A QUICK AND UNHAPPY NOTE: One of the posts for this series I was most looking forward to was about our landmark visit to Unsworth Vineyards, a beautiful, pastoral winery in the Cowichan Valley. There, I tasted and bought several of the most outstanding wines I’ve found from any winery, anywhere, in the past ten years. It was a totally shocking 90 minutes at a winery I had never even read about and its highlight was their Estate Pinot Noir, easily – and this is NOT any sort of exaggeration – the best, most complete, most thoughtful, and most accomplished Pinot Noir my much-abused anti-Pinot sensibilities have encountered maybe ever. I waited nearly a year to open and try the one bottle we brought back, and opened it among a party of eight friends and relatives. They were all floored, too.
BUT…just a couple of months ago, it was announced that Unsworth was sold to the California colossus, Banke/Jackson Family Wines, run by the wife and daughter of the late Jess Jackson, the namesake founder of Kendall-Jackson Wines.
Ms. Banke, it must be said, has a sterling reputation in California wine circles, and is widely respected. BUT, it should also be said, that, in my twenty-five+ years in the American wine biz, I have seen various Jacksons take over about a dozen wineries and NONE of those business got better, at least in aesthetic terms. Their empire now includes over forty wineries in the US, Italy, France, South Africa, and now Canada. Many of these are wineries I have sold and promoted in the past and all declined in quality.
One dynamic that never changes is that rich people who buy businesses have the firm conviction that they know better about what makes the products work than those who came before them. It’s human nature but it is not at all universally true. MANY times, the new efficiency techniques and “improvements” and budgets and personnel and rules and philosophy stifle or even kill whatever that magic was that made the new owners want to buy the place, to begin with.
I don’t know for sure that Ms. Banke and Ms. Jackson plan to change anything at Unsworth. But, as I look at the histories and legacies of wineries like Arrowood and Edmeades and Murphy Goode and Freemark Abbey and Cambria and several others and what I see is decline – fewer shops stocking the wines, fewer people talking about them, fewer articles written in praise of them…and notably Less when you open a bottle, pour the wines, and take a sip.
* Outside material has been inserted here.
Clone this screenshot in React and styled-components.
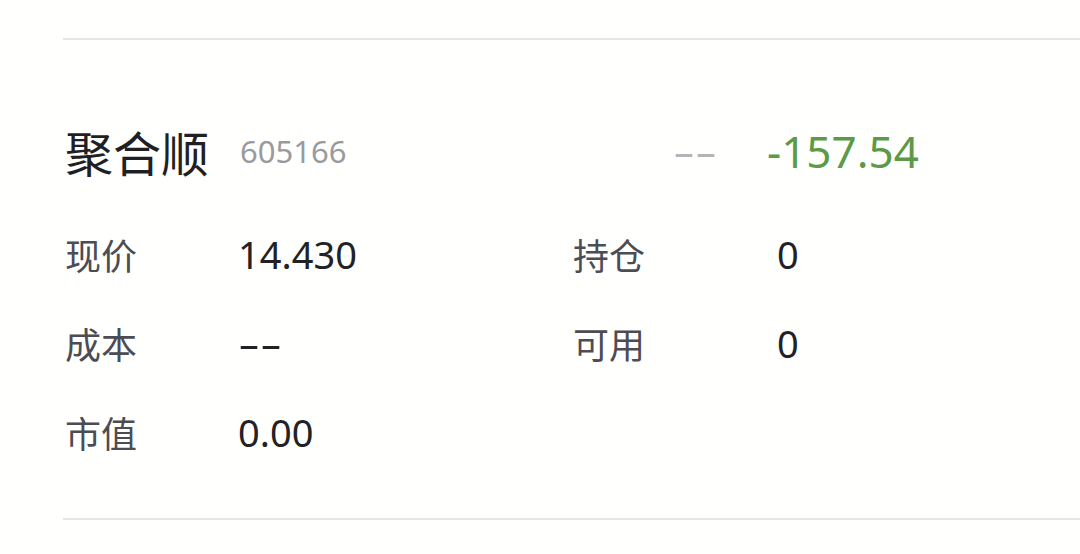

I decided, then, that the first two principles of this website have to apply with Unsworth: never write anything negative about the products or people of any producer (only exception Anheuser Busch, which richly deserves every trashing I dole out) and never review anything I have not personally tried. Whether this is right or wrong, Unsworth Vineyards no longer really exists. The name is still the same on the signs but this is now Banke-Jackson/Unsworth and I have never visited or tasted anything from them.
I hate that because the Unsworths in our wine chiller remain some of my most treasured bottles. But, to quote an infamous “American”…It IS What It Is.